We are given a data set, $\{(x_i,y_i)\}_{i = 1, \ldots, n}$, each data $(x_i,y_i)$ is generated in an independent and identically distributed fashion.

To me, physically this means that we can imagine that the generation of $(x_i,y_i)$ has no affect on $(x_j,y_j)$, $j \neq i$ and vice versa.

But does this hold true in practice?

For example, the most basic machine learning task is prediction on MNIST dataset. Is there a way to know whether MNIST was generated in an i.i.d. fashion? Similarly for thousands of other data sets. How do we "any practitioner" know how the data set is generated?

Sometimes I also see people mentioning shuffling your data to make the distribution more independent or random. Does shuffling tangibly create benefit as compared to a non-shuffled data set?

For example, suppose we create a "sequential" MNIST dataset contained digits arranged in an increasing sequence 1,2,3,4,5,6,..obviously, the data set was not generated in an independent fashion. If you generate 1, the next one must be 2. But does training a classifier on this data set has any difference as compared to a shuffled dataset?

Just some basic questions.

Best Answer

The operational meaning of the IID condition is given by the celebrated "representation theorem" of Bruno de Finetti (which, in my humble opinion, is one of the greatest innovations of probability theory ever discovered). According to this brilliant theorem, if we have a sequence $\mathbf{X}=(X_1,X_2,X_3,...)$ with empirical distribution $F_\mathbf{x}$, if the values in the sequence are exchangeable then we have:

$$X_1,X_2,X_3, ... | F_\mathbf{x} \sim \text{IID } F_\mathbf{x}.$$

This means that the condition of exchangeability of an infinite sequence of values is the operational condition required for the values to be independent and identically distributed (conditional on some underlying distribution function). The theorem can be applied in both Bayesian and classical statistics (see O'Neill 2009 for further discussion), and in the latter case, the empirical distribution is treated as an "unknown constant" and so we usually drop the conditioning notation. Among other things, this theorem clarifies the requirement for "repeated trials" in the frequentist definition of probability.

As with many other probabilistic results, the "representation theorem" actually refers to a class of theorems that apply in various different cases. You can find a good summary of the various representation theorems in Kingman (1978) and Ressel (1985). The original version, due to de Finetti, established this correspondence only for binary sequences of values. This was later extended to the more general version that is the most commonly used (and corresponds to the version shown above), by Hewitt and Savage (1955). This latter representation theorem is sometimes called the de Finetti-Hewitt-Savage theorem, since it is their extension that gives the full power of the theorem.
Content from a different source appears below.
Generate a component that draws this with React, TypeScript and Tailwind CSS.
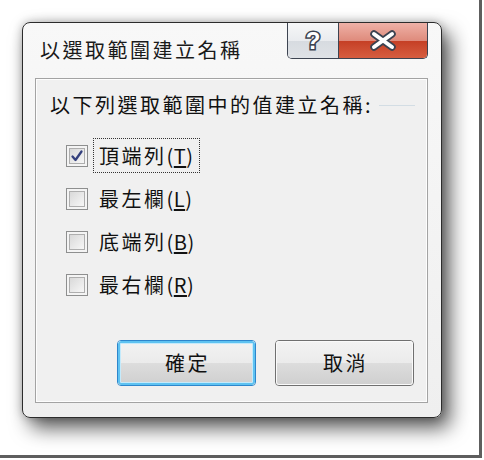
import React from 'react';

const FONT = {
  fontFamily: '"Noto Sans CJK TC", "Noto Sans CJK SC", "Noto Sans", sans-serif',
};

const Checkbox = ({ checked }: { checked?: boolean }) => {
  return (
    <div className="w-[22px] h-[22px] shrink-0 border border-[#8e8f8f] bg-[#f4f4f4] p-[2px]">
      <div className="w-full h-full border border-[#aeaeae] bg-gradient-to-br from-[#d9d9d9] to-[#f7f7f7] flex items-center justify-center">
        {checked && (
          <svg width="14" height="14" viewBox="0 0 14 14">
            <path
              d="M2.5 7.5 L5.5 11 L11.5 2.5"
              fill="none"
              stroke="#34407d"
              strokeWidth="2.3"
              strokeLinecap="round"
              strokeLinejoin="round"
            />
          </svg>
        )}
      </div>
    </div>
  );
};

const CheckRow = ({
  label,
  hotkey,
  checked,
  focused,
}: {
  label: string;
  hotkey: string;
  checked?: boolean;
  focused?: boolean;
}) => {
  return (
    <div className="h-[43px] flex items-center">
      <Checkbox checked={checked} />
      <span
        className={
          'ml-[5px] h-[35px] px-[5px] flex items-center border border-dotted ' +
          (focused ? 'border-[#333]' : 'border-transparent')
        }
      >
        <span className="text-[20px] leading-none text-[#111]">
          <span className="tracking-[2.5px]">{label}</span>
          <span className="tracking-[0.5px]">
            (<span className="underline underline-offset-2">{hotkey}</span>)
          </span>
        </span>
      </span>
    </div>
  );
};

const DialogButton = ({
  children,
  primary,
}: {
  children: React.ReactNode;
  primary?: boolean;
}) => {
  return (
    <button
      className={
        'w-[139px] h-[46px] rounded-[4px] border flex flex-col overflow-hidden relative ' +
        (primary ? 'border-[#2d86cc]' : 'border-[#707070]')
      }
    >
      <div className="flex-1 w-full bg-gradient-to-b from-[#f3f3f3] to-[#ebebeb]" />
      <div className="flex-1 w-full bg-gradient-to-b from-[#dddddd] to-[#cfcfcf]" />
      <span
        className={
          'absolute inset-0 rounded-[3px] ' +
          (primary
            ? 'border-2 border-[#5ec2f1] shadow-[inset_0_0_0_1px_#c4eafb]'
            : 'border border-[#fafafa]')
        }
      />
      <span className="absolute inset-0 flex items-center justify-center text-[20px] tracking-[2.5px] text-[#111] pl-[2px]">
        {children}
      </span>
    </button>
  );
};

export default function App() {
  return (
    <div className="w-[484px] h-[460px] bg-white overflow-hidden" style={FONT}>
      <div className="w-[482px] h-[458px] border-r-[3px] border-b-[3px] border-[#5e5e5e] pt-[22px] pl-[22px]">
        <div className="w-[420px] h-[396px] rounded-[8px] border border-[#2c2c2c] bg-gradient-to-b from-[#f8f8f8] to-[#efefef] shadow-[8px_10px_20px_rgba(0,0,0,0.65),0_0_10px_rgba(0,0,0,0.25)] flex flex-col">
          {/* title bar */}
          <div className="h-[55px] flex items-start pl-[17px] pr-[13px]">
            <span className="mt-[13px] text-[20px] leading-[28px] tracking-[2.5px] text-[#1a1a1a]">
              以選取範圍建立名稱
            </span>
            <div className="ml-auto flex h-[36px]">
              <div className="w-[52px] h-full border border-t-0 border-[#3d4451] rounded-bl-[5px] flex flex-col overflow-hidden relative">
                <div className="flex-1 bg-gradient-to-b from-[#f6f7f8] to-[#e9ebee]" />
                <div className="flex-1 bg-gradient-to-b from-[#d7dbe0] to-[#dfe2e6]" />
                <svg className="absolute inset-0" width="50" height="35" viewBox="0 0 50 35">
                  <text
                    x="25"
                    y="26"
                    textAnchor="middle"
                    fontSize="24"
                    fontWeight="bold"
                    fontFamily="'Liberation Sans', sans-serif"
                    fill="#ffffff"
                    stroke="#3b4250"
                    strokeWidth="3.2"
                    paintOrder="stroke"
                  >
                    ?
                  </text>
                </svg>
              </div>
              <div className="w-[89px] h-full border border-t-0 border-l-0 border-[#3d4451] rounded-br-[5px] flex flex-col overflow-hidden relative">
                <div className="flex-1 bg-gradient-to-b from-[#eeb1a7] to-[#de8a7b]" />
                <div className="flex-1 bg-gradient-to-b from-[#c53f25] to-[#d65d40]" />
                <svg className="absolute inset-0" width="88" height="35" viewBox="0 0 88 35">
                  <path
                    d="M35 11 L53 24 M53 11 L35 24"
                    stroke="#3b4250"
                    strokeWidth="7.5"
                    strokeLinecap="round"
                  />
                  <path
                    d="M35 11 L53 24 M53 11 L35 24"
                    stroke="#ffffff"
                    strokeWidth="4"
                    strokeLinecap="round"
                  />
                </svg>
              </div>
            </div>
          </div>

          {/* content panel */}
          <div className="ml-[12px] mr-[13px] h-[325px] border border-[#a3a3a3] bg-[#f0f0f0] shadow-[inset_0_0_0_1px_#fdfdfd]">
            <div className="mt-[12px] pl-[14px] flex items-center">
              <span className="text-[20px] leading-[28px] tracking-[2.5px] text-[#111]">
                以下列選取範圍中的值建立名稱:
              </span>
              <div className="ml-[6px] w-[36px] h-px bg-[#d3dde4]" />
            </div>

            <div className="mt-[15px] pl-[30px] flex flex-col">
              <CheckRow label="頂端列" hotkey="T" checked focused />
              <CheckRow label="最左欄" hotkey="L" />
              <CheckRow label="底端列" hotkey="B" />
              <CheckRow label="最右欄" hotkey="R" />
            </div>

            <div className="mt-[34px] pl-[81px] flex gap-[19px]">
              <DialogButton primary>確定</DialogButton>
              <DialogButton>取消</DialogButton>
            </div>
          </div>
        </div>
      </div>
    </div>
  );
}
There is another useful extension by Diaconis and Freedman (1980) that establishes a representation theorem for cases of finite exchangeability --- roughly speaking, in this case the values are "almost IID" in the sense that there is a bounded difference in probabilities from the actual probabilities and an IID approximation.

As the other answers on this thread point out, the IID condition has various advantages in terms of mathematical convenience and simplicity. While I do not see that as a justification of realism, it is certainly an ancillary benefit of this model structure, and it speaks to the importance of the representation theorems. These theorems give an operational grounding for the IID model, and show that it is sufficient to assume exchangeability of an infinite sequence to obtain this model. Thus, in practice, if you want to know if a sequence of values is IID, all you need to do is ask yourself, "If I took any finite set of values from this sequence, would their probability measure change if I were to change the order of those values?" If the answer is no, then you have an exchangeable sequence, and hence, the IID condition is met.